THE REQUEST |
Quote the listing below in full and exactly as written, but omit every picture.
--- Begin ---
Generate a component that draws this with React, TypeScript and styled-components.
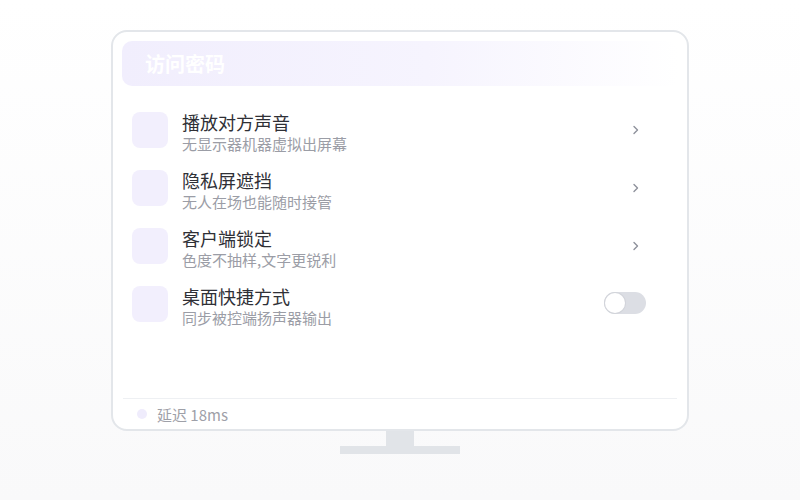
import React from "react";
import styled, { createGlobalStyle } from "styled-components";

const Global = createGlobalStyle`
  html, body { margin: 0; padding: 0; background: #fbfbfc; }
  body { font-family: "Noto Sans CJK SC", "Noto Sans", sans-serif; }
`;

const Page = styled.div`
  width: 800px;
  height: 500px;
  display: flex;
  flex-direction: column;
  align-items: center;
  padding-top: 30px;
  box-sizing: border-box;
  background: linear-gradient(180deg, #ffffff 0%, #f9f9fa 100%);
`;

const Monitor = styled.div`
  width: 578px;
  height: 401px;
  box-sizing: border-box;
  border: 2px solid #e3e6ea;
  border-radius: 16px;
  background: #ffffff;
  padding: 9px 9px 0;
  display: flex;
  flex-direction: column;
`;

const Header = styled.div`
  height: 45px;
  border-radius: 10px;
  background: linear-gradient(90deg, #f1eefd 0%, #f6f4fe 55%, rgba(255, 255, 255, 0) 100%);
  display: flex;
  align-items: center;
  padding-left: 23px;
  color: #ffffff;
  font-size: 20px;
  font-weight: 700;
`;

const List = styled.div`
  flex: 1;
  display: flex;
  flex-direction: column;
  padding: 26px 32px 0 10px;
`;

const Row = styled.div`
  height: 58px;
  display: flex;
  align-items: flex-start;
  gap: 14px;
`;

const IconBox = styled.div`
  width: 36px;
  height: 36px;
  border-radius: 8px;
  background: #f2effd;
  flex: none;
`;

const Texts = styled.div`
  flex: 1;
  display: flex;
  flex-direction: column;
  margin-top: -1px;
`;

const Title = styled.div`
  font-size: 18px;
  line-height: 22px;
  color: #2f3036;
`;

const Sub = styled.div`
  font-size: 15px;
  line-height: 22px;
  color: #9b9da6;
`;

const Chevron = styled.div`
  width: 42px;
  height: 36px;
  display: flex;
  align-items: center;
  justify-content: flex-end;
  padding-right: 6px;
  box-sizing: border-box;
  color: #8e919b;
`;

const Toggle = styled.div`
  width: 42px;
  height: 22px;
  margin-top: 6px;
  border-radius: 11px;
  background: #dcdee4;
  position: relative;
  flex: none;
`;

const Knob = styled.div`
  position: absolute;
  left: 1px;
  top: 1px;
  width: 20px;
  height: 20px;
  border-radius: 50%;
  background: #ffffff;
  box-shadow: 0 0 0 1px #d2d4da;
`;

const Footer = styled.div`
  height: 30px;
  border-top: 1px solid #eef0f3;
  margin: 0 1px;
  display: flex;
  align-items: center;
  gap: 10px;
  padding-left: 14px;
  font-size: 15px;
  color: #9ea0a8;
`;

const Dot = styled.div`
  width: 10px;
  height: 10px;
  border-radius: 50%;
  background: #efecfc;
`;

const Neck = styled.div`
  width: 28px;
  height: 15px;
  background: #e1e4e8;
`;

const Base = styled.div`
  width: 120px;
  height: 8px;
  background: #e1e4e8;
`;

const items = [
  { t: "播放对方声音", s: "无显示器机器虚拟出屏幕", kind: "chev" },
  { t: "隐私屏遮挡", s: "无人在场也能随时接管", kind: "chev" },
  { t: "客户端锁定", s: "色度不抽样,文字更锐利", kind: "chev" },
  { t: "桌面快捷方式", s: "同步被控端扬声器输出", kind: "toggle" },
];

const ChevronIcon = () => (
  <svg width="8" height="12" viewBox="0 0 8 12" fill="none">
    <path d="M2 2.5 L5.5 6 L2 9.5" stroke="currentColor" strokeWidth="1.4" strokeLinecap="round" strokeLinejoin="round" />
  </svg>
);

export default function App() {
  return (
    <>
      <Global />
      <Page>
        <Monitor>
          <Header>访问密码</Header>
          <List>
            {items.map((it) => (
              <Row key={it.t}>
                <IconBox />
                <Texts>
                  <Title>{it.t}</Title>
                  <Sub>{it.s}</Sub>
                </Texts>
                {it.kind === "chev" ? (
                  <Chevron>
                    <ChevronIcon />
                  </Chevron>
                ) : (
                  <Toggle>
                    <Knob />
                  </Toggle>
                )}
              </Row>
            ))}
          </List>
          <Footer>
            <Dot />
            <span>延迟 18ms</span>
          </Footer>
        </Monitor>
        <Neck />
        <Base />
      </Page>
    </>
  );
}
--- End ---
EXPECTED ANSWER |
Generate a component that draws this with React, TypeScript and styled-components.
import React from "react";
import styled, { createGlobalStyle } from "styled-components";

const Global = createGlobalStyle`
  html, body { margin: 0; padding: 0; background: #fbfbfc; }
  body { font-family: "Noto Sans CJK SC", "Noto Sans", sans-serif; }
`;

const Page = styled.div`
  width: 800px;
  height: 500px;
  display: flex;
  flex-direction: column;
  align-items: center;
  padding-top: 30px;
  box-sizing: border-box;
  background: linear-gradient(180deg, #ffffff 0%, #f9f9fa 100%);
`;

const Monitor = styled.div`
  width: 578px;
  height: 401px;
  box-sizing: border-box;
  border: 2px solid #e3e6ea;
  border-radius: 16px;
  background: #ffffff;
  padding: 9px 9px 0;
  display: flex;
  flex-direction: column;
`;

const Header = styled.div`
  height: 45px;
  border-radius: 10px;
  background: linear-gradient(90deg, #f1eefd 0%, #f6f4fe 55%, rgba(255, 255, 255, 0) 100%);
  display: flex;
  align-items: center;
  padding-left: 23px;
  color: #ffffff;
  font-size: 20px;
  font-weight: 700;
`;

const List = styled.div`
  flex: 1;
  display: flex;
  flex-direction: column;
  padding: 26px 32px 0 10px;
`;

const Row = styled.div`
  height: 58px;
  display: flex;
  align-items: flex-start;
  gap: 14px;
`;

const IconBox = styled.div`
  width: 36px;
  height: 36px;
  border-radius: 8px;
  background: #f2effd;
  flex: none;
`;

const Texts = styled.div`
  flex: 1;
  display: flex;
  flex-direction: column;
  margin-top: -1px;
`;

const Title = styled.div`
  font-size: 18px;
  line-height: 22px;
  color: #2f3036;
`;

const Sub = styled.div`
  font-size: 15px;
  line-height: 22px;
  color: #9b9da6;
`;

const Chevron = styled.div`
  width: 42px;
  height: 36px;
  display: flex;
  align-items: center;
  justify-content: flex-end;
  padding-right: 6px;
  box-sizing: border-box;
  color: #8e919b;
`;

const Toggle = styled.div`
  width: 42px;
  height: 22px;
  margin-top: 6px;
  border-radius: 11px;
  background: #dcdee4;
  position: relative;
  flex: none;
`;

const Knob = styled.div`
  position: absolute;
  left: 1px;
  top: 1px;
  width: 20px;
  height: 20px;
  border-radius: 50%;
  background: #ffffff;
  box-shadow: 0 0 0 1px #d2d4da;
`;

const Footer = styled.div`
  height: 30px;
  border-top: 1px solid #eef0f3;
  margin: 0 1px;
  display: flex;
  align-items: center;
  gap: 10px;
  padding-left: 14px;
  font-size: 15px;
  color: #9ea0a8;
`;

const Dot = styled.div`
  width: 10px;
  height: 10px;
  border-radius: 50%;
  background: #efecfc;
`;

const Neck = styled.div`
  width: 28px;
  height: 15px;
  background: #e1e4e8;
`;

const Base = styled.div`
  width: 120px;
  height: 8px;
  background: #e1e4e8;
`;

const items = [
  { t: "播放对方声音", s: "无显示器机器虚拟出屏幕", kind: "chev" },
  { t: "隐私屏遮挡", s: "无人在场也能随时接管", kind: "chev" },
  { t: "客户端锁定", s: "色度不抽样,文字更锐利", kind: "chev" },
  { t: "桌面快捷方式", s: "同步被控端扬声器输出", kind: "toggle" },
];

const ChevronIcon = () => (
  <svg width="8" height="12" viewBox="0 0 8 12" fill="none">
    <path d="M2 2.5 L5.5 6 L2 9.5" stroke="currentColor" strokeWidth="1.4" strokeLinecap="round" strokeLinejoin="round" />
  </svg>
);

export default function App() {
  return (
    <>
      <Global />
      <Page>
        <Monitor>
          <Header>访问密码</Header>
          <List>
            {items.map((it) => (
              <Row key={it.t}>
                <IconBox />
                <Texts>
                  <Title>{it.t}</Title>
                  <Sub>{it.s}</Sub>
                </Texts>
                {it.kind === "chev" ? (
                  <Chevron>
                    <ChevronIcon />
                  </Chevron>
                ) : (
                  <Toggle>
                    <Knob />
                  </Toggle>
                )}
              </Row>
            ))}
          </List>
          <Footer>
            <Dot />
            <span>延迟 18ms</span>
          </Footer>
        </Monitor>
        <Neck />
        <Base />
      </Page>
    </>
  );
}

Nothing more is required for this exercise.